The best piece of phone etiquette is simple: answer the darn thing whenever you can. If you’re driving and you’re someplace it would be dangerous or illegal to talk on your phone, don’t. I think we all understand that there are times when you are involved in activities that preclude paying attention to your telephone. But as a general rule, try to be as available as possible, as much of the time as possible.
‘Paging Mr. Miller… long distance for Mr. Miller’

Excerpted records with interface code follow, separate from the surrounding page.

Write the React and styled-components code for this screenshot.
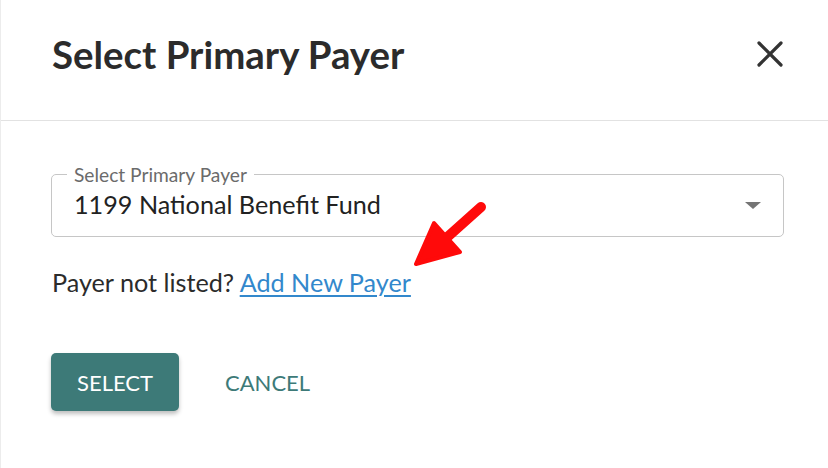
import React from 'react'
import styled, { createGlobalStyle } from 'styled-components'

const GlobalStyle = createGlobalStyle`
  html, body {
    margin: 0;
    padding: 0;
    background: #fff;
  }
  body {
    font-family: Lato, 'Open Sans', sans-serif;
    color: #222;
  }
`

const Dialog = styled.div`
  position: relative;
  width: 828px;
  height: 468px;
  box-sizing: border-box;
  border-left: 1px solid #ececec;
  background: #fff;
`

const Header = styled.div`
  height: 121px;
  box-sizing: border-box;
  display: flex;
  align-items: center;
  justify-content: space-between;
  padding: 0 40px 0 51px;
  border-bottom: 1px solid #e2e2e2;
`

const Title = styled.h2`
  margin: 0;
  margin-top: -12px;
  font-size: 38.4px;
  font-weight: 700;
  color: #2b2b2b;
`

const CloseButton = styled.button`
  border: 0;
  background: none;
  padding: 0;
  margin-top: -12px;
  width: 36px;
  height: 36px;
  display: flex;
  align-items: center;
  justify-content: center;
  cursor: pointer;
`

const Body = styled.div`
  padding: 44px 44px 0 50px;
`

const Field = styled.fieldset`
  margin: 0;
  height: 72px;
  box-sizing: border-box;
  border: 1px solid #c6c6c6;
  border-radius: 5px;
  padding: 0 22px 0 22px;
  display: flex;
  align-items: center;
  justify-content: space-between;
`

const Legend = styled.legend`
  padding: 0 7px;
  margin-left: -7px;
  font-size: 19.2px;
  color: #6b6b6b;
  line-height: 19px;
`

const Value = styled.span`
  font-size: 25.2px;
  color: #222;
  margin-top: -12px;
`

const Caret = styled.span`
  width: 0;
  height: 0;
  border-left: 8px solid transparent;
  border-right: 8px solid transparent;
  border-top: 7px solid #757575;
  margin-top: -10px;
`

const Hint = styled.p`
  margin: 30px 0 0 1px;
  font-size: 25.2px;
  line-height: 30px;
  color: #2b2b2b;
`

const Link = styled.a`
  color: #3388cc;
  text-decoration: underline;
  text-underline-offset: 3px;
  text-decoration-thickness: 2px;
  cursor: pointer;
`

const Actions = styled.div`
  display: flex;
  align-items: center;
  gap: 20px;
  margin-top: 56px;
`

const Button = styled.button`
  height: 58px;
  padding: 0 26px;
  border: 0;
  border-radius: 5px;
  font-family: Lato, sans-serif;
  font-size: 22px;
  text-transform: uppercase;
  cursor: pointer;
  background: ${p => (p.$primary ? '#3d7a78' : 'transparent')};
  color: ${p => (p.$primary ? '#fff' : '#3d7a78')};
  box-shadow: ${p => (p.$primary ? '0 3px 4px rgba(0,0,0,0.25)' : 'none')};
`

const Annotation = styled.svg`
  position: absolute;
  left: 405px;
  top: 195px;
  overflow: visible;
`

export default function App() {
  return (
    <>
      <GlobalStyle />
      <Dialog>
        <Header>
          <Title>Select Primary Payer</Title>
          <CloseButton aria-label="close">
            <svg width="26" height="26" viewBox="0 0 26 26">
              <path d="M2 2 L24 24 M24 2 L2 24" stroke="#333" strokeWidth="3.2" strokeLinecap="round" />
            </svg>
          </CloseButton>
        </Header>
        <Body>
          <Field>
            <Legend>Select Primary Payer</Legend>
            <Value>1199 National Benefit Fund</Value>
            <Caret />
          </Field>
          <Hint>
            Payer not listed? <Link>Add New Payer</Link>
          </Hint>
          <Actions>
            <Button $primary>Select</Button>
            <Button>Cancel</Button>
          </Actions>
        </Body>
        <Annotation width="90" height="80" viewBox="0 0 90 80">
          <path d="M75 12 L28 54" stroke="#ff0a0a" strokeWidth="10" strokeLinecap="round" />
          <path d="M28 28 L10 69 L54 57 Z" fill="#ff0a0a" stroke="#ff0a0a" strokeWidth="4" strokeLinejoin="round" />
        </Annotation>
      </Dialog>
    </>
  )
}
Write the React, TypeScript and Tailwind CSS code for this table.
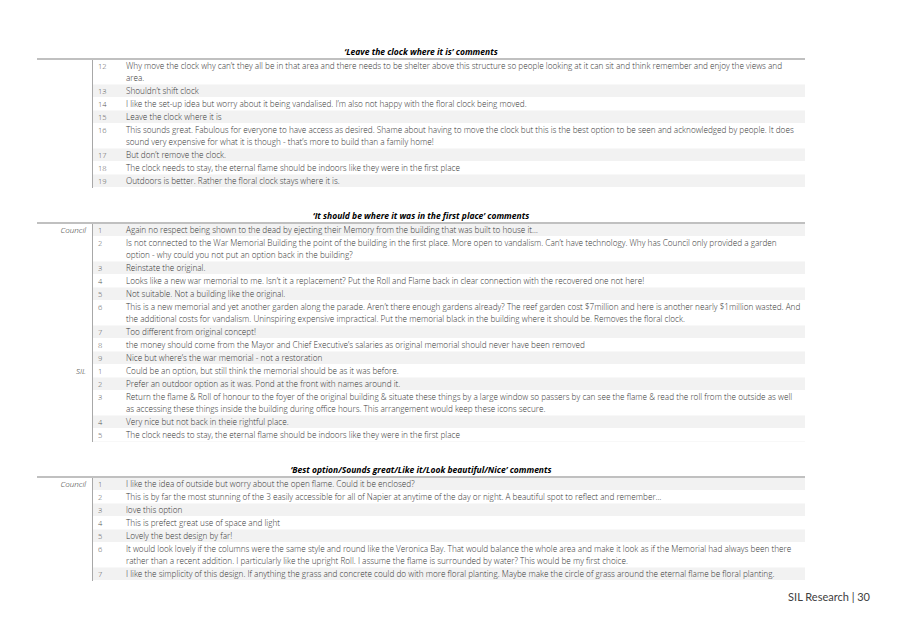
import React from "react";

type RowData = { n: string; lines: string[] };
type Group = { label: string; rows: RowData[] };
type Section = { title: string; startShaded: boolean; groups: Group[] };

const sections: Section[] = [
  {
    title: "‘Leave the clock where it is’ comments",
    startShaded: false,
    groups: [
      {
        label: "",
        rows: [
          {
            n: "12",
            lines: [
              "Why move the clock why can’t they all be in that area and there needs to be shelter above this structure so people looking at it can sit and think remember and enjoy the views and",
              "area.",
            ],
          },
          { n: "13", lines: ["Shouldn’t shift clock"] },
          { n: "14", lines: ["I like the set-up idea but worry about it being vandalised. I’m also not happy with the floral clock being moved."] },
          { n: "15", lines: ["Leave the clock where it is"] },
          {
            n: "16",
            lines: [
              "This sounds great. Fabulous for everyone to have access as desired. Shame about having to move the clock but this is the best option to be seen and acknowledged by people. It does",
              "sound very expensive for what it is though - that’s more to build than a family home!",
            ],
          },
          { n: "17", lines: ["But don’t remove the clock."] },
          { n: "18", lines: ["The clock needs to stay, the eternal flame should be indoors like they were in the first place"] },
          { n: "19", lines: ["Outdoors is better. Rather the floral clock stays where it is."] },
        ],
      },
    ],
  },
  {
    title: "‘It should be where it was in the first place’ comments",
    startShaded: true,
    groups: [
      {
        label: "Council",
        rows: [
          { n: "1", lines: ["Again no respect being shown to the dead by ejecting their Memory from the building that was built to house it…"] },
          {
            n: "2",
            lines: [
              "Is not connected to the War Memorial Building the point of the building in the first place. More open to vandalism. Can’t have technology. Why has Council only provided a garden",
              "option - why could you not put an option back in the building?",
            ],
          },
          { n: "3", lines: ["Reinstate the original."] },
          { n: "4", lines: ["Looks like a new war memorial to me. Isn’t it a replacement? Put the Roll and Flame back in clear connection with the recovered one not here!"] },
          { n: "5", lines: ["Not suitable. Not a building like the original."] },
          {
            n: "6",
            lines: [
              "This is a new memorial and yet another garden along the parade. Aren’t there enough gardens already? The reef garden cost $7million and here is another nearly $1million wasted. And",
              "the additional costs for vandalism. Uninspiring expensive impractical. Put the memorial black in the building where it should be. Removes the floral clock.",
            ],
          },
          { n: "7", lines: ["Too different from original concept!"] },
          { n: "8", lines: ["the money should come from the Mayor and Chief Executive’s salaries as original memorial should never have been removed"] },
          { n: "9", lines: ["Nice but where’s the war memorial - not a restoration"] },
        ],
      },
      {
        label: "SIL",
        rows: [
          { n: "1", lines: ["Could be an option, but still think the memorial should be as it was before."] },
          { n: "2", lines: ["Prefer an outdoor option as it was. Pond at the front with names around it."] },
          {
            n: "3",
            lines: [
              "Return the flame & Roll of honour to the foyer of the original building & situate these things by a large window so passers by can see the flame & read the roll from the outside as well",
              "as accessing these things inside the building during office hours. This arrangement would keep these icons secure.",
            ],
          },
          { n: "4", lines: ["Very nice but not back in theie rightful place."] },
          { n: "5", lines: ["The clock needs to stay, the eternal flame should be indoors like they were in the first place"] },
        ],
      },
    ],
  },
  {
    title: "‘Best option/Sounds great/Like it/Look beautiful/Nice’ comments",
    startShaded: true,
    groups: [
      {
        label: "Council",
        rows: [
          { n: "1", lines: ["I like the idea of outside but worry about the open flame. Could it be enclosed?"] },
          { n: "2", lines: ["This is by far the most stunning of the 3 easily accessible for all of Napier at anytime of the day or night. A beautiful spot to reflect and remember…"] },
          { n: "3", lines: ["love this option"] },
          { n: "4", lines: ["This is prefect great use of space and light"] },
          { n: "5", lines: ["Lovely the best design by far!"] },
          {
            n: "6",
            lines: [
              "It would look lovely if the columns were the same style and round like the Veronica Bay. That would balance the whole area and make it look as if the Memorial had always been there",
              "rather than a recent addition. I particularly like the upright Roll. I assume the flame is surrounded by water? This would be my first choice.",
            ],
          },
          { n: "7", lines: ["I like the simplicity of this design. If anything the grass and concrete could do with more floral planting. Maybe make the circle of grass around the eternal flame be floral planting."] },
        ],
      },
    ],
  },
];

function Row({ row, shaded }: { row: RowData; shaded: boolean }) {
  return (
    <div className={shaded ? "flex border-b border-white bg-[#f2f2f2]" : "flex border-b border-[#f8f8f8] bg-white"}>
      <div className="w-[33px] shrink-0 pl-[5px] text-[7.5px] leading-[12px] text-[#555555]">{row.n}</div>
      <div className="min-w-0 flex-1 text-[8.2px] leading-[12px] text-[#363636]">
        {row.lines.map((l, i) => (
          <div key={i} className="whitespace-nowrap">
            {l}
          </div>
        ))}
      </div>
    </div>
  );
}

function SectionView({ s, first }: { s: Section; first: boolean }) {
  let idx = 0;
  return (
    <div className={first ? "" : "mt-[22px]"}>
      <div className="text-center text-[8.5px] font-bold italic leading-[12px] text-black">{s.title}</div>
      <div className="h-[2px] bg-[#c0c0c0]" />
      {s.groups.map((g, gi) => (
        <div key={gi} className="flex">
          <div className="w-[55px] shrink-0 pr-[6px] text-right text-[8px] italic leading-[12px] text-[#2e2e2e]">
            {g.label}
          </div>
          <div className="flex-1 border-l border-[#a8a8a8]">
            {g.rows.map((r, ri) => {
              const shaded = s.startShaded ? idx % 2 === 0 : idx % 2 === 1;
              idx++;
              return <Row key={ri} row={r} shaded={shaded} />;
            })}
          </div>
        </div>
      ))}
    </div>
  );
}

export default function App() {
  return (
    <div
      className="h-[635px] w-[906px] overflow-hidden bg-white font-light"
      style={{ fontFamily: '"Open Sans", "Noto Sans", sans-serif' }}
    >
      <div className="ml-[37px] w-[768px] pt-[46px]">
        {sections.map((s, i) => (
          <SectionView key={i} s={s} first={i === 0} />
        ))}
      </div>
      <div className="mt-[8px] flex justify-end pr-[36px]">
        <span className="text-[11px] font-normal text-[#404040]" style={{ fontFamily: "Lato, sans-serif" }}>
          SIL Research | 30
        </span>
      </div>
    </div>
  );
}
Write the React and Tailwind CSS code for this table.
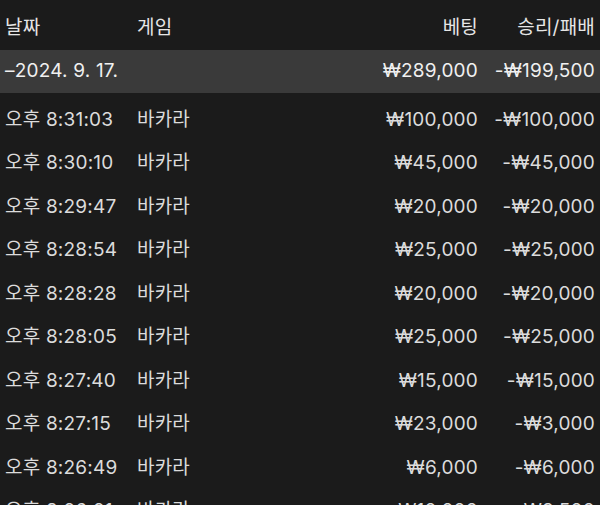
import React from 'react'

const rows = [
  { time: '오후 8:31:03', bet: '₩100,000', win: '-₩100,000' },
  { time: '오후 8:30:10', bet: '₩45,000', win: '-₩45,000' },
  { time: '오후 8:29:47', bet: '₩20,000', win: '-₩20,000' },
  { time: '오후 8:28:54', bet: '₩25,000', win: '-₩25,000' },
  { time: '오후 8:28:28', bet: '₩20,000', win: '-₩20,000' },
  { time: '오후 8:28:05', bet: '₩25,000', win: '-₩25,000' },
  { time: '오후 8:27:40', bet: '₩15,000', win: '-₩15,000' },
  { time: '오후 8:27:15', bet: '₩23,000', win: '-₩3,000' },
  { time: '오후 8:26:49', bet: '₩6,000', win: '-₩6,000' },
  { time: '오후 8:26:21', bet: '₩10,000', win: '-₩3,500' },
]

const font = { fontFamily: "Inter, 'Noto Sans CJK KR', sans-serif" }

function Row({ date, game, bet, win, className = '' }) {
  return (
    <div className={`grid grid-cols-[132px_1fr_auto_117px] items-center px-[5px] ${className}`}>
      <div className="whitespace-nowrap">{date}</div>
      <div className="whitespace-nowrap">{game}</div>
      <div className="text-right whitespace-nowrap">{bet}</div>
      <div className="text-right whitespace-nowrap">{win}</div>
    </div>
  )
}

export default function App() {
  return (
    <div
      className="w-[600px] h-[505px] overflow-hidden bg-[#1b1b1b] text-[19px] text-[#dcdcdc] tracking-[0.2px]"
      style={font}
    >
      {/* header */}
      <Row date="날짜" game="게임" bet="베팅" win="승리/패배" className="h-[50px] pt-[6px] text-[#e6e6e6]" />

      {/* day summary */}
      <Row
        date="–2024. 9. 17."
        game=""
        bet="₩289,000"
        win="-₩199,500"
        className="h-[43px] bg-[#3a3a3a] text-[#f0f0f0]"
      />

      <div className="pt-[5px]">
        {rows.map((r) => (
          <Row key={r.time} date={r.time} game="바카라" bet={r.bet} win={r.win} className="h-[43.5px]" />
        ))}
      </div>
    </div>
  )
}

Once upon a time a bellman at the Beverly Hills Hotel paged me, then brought a phone to my poolside lounge chair on a silver tray. That was a very lah-di-dah moment in my life — that took place over 35 years ago, and probably will never be repeated. And since anyone who can afford to buy even a single domestic beer in The Polo Lounge these days has a cell phone, chances are slim that a natty hotel bellman will ever page you for a phone call.
Times change — and not necessarily for the better.
And long distance? Kids, you aren’t going to believe this, but once upon a time, it cost real money to call Los Angeles from New York, so when a long distance call came in you dropped what you were doing to answer it. Now I routinely pick up my (cell) phone and chat with my friend Mayank in New Delhi as casually as I once chatted with a neighbor a few blocks away.
Long distance has lost its power.
And so has poor phone etiquette. When big companies first started replacing live phone operators with automated voices, the idea was met with shock and awe. Now it is merely irritating.
If you have your own company, or you are a self-employed freelancer or consultant, one of the most customer-pleasing moves you can make is to answer your phone as much of the time as possible, and to return all calls as soon as you possibly (and safely) can.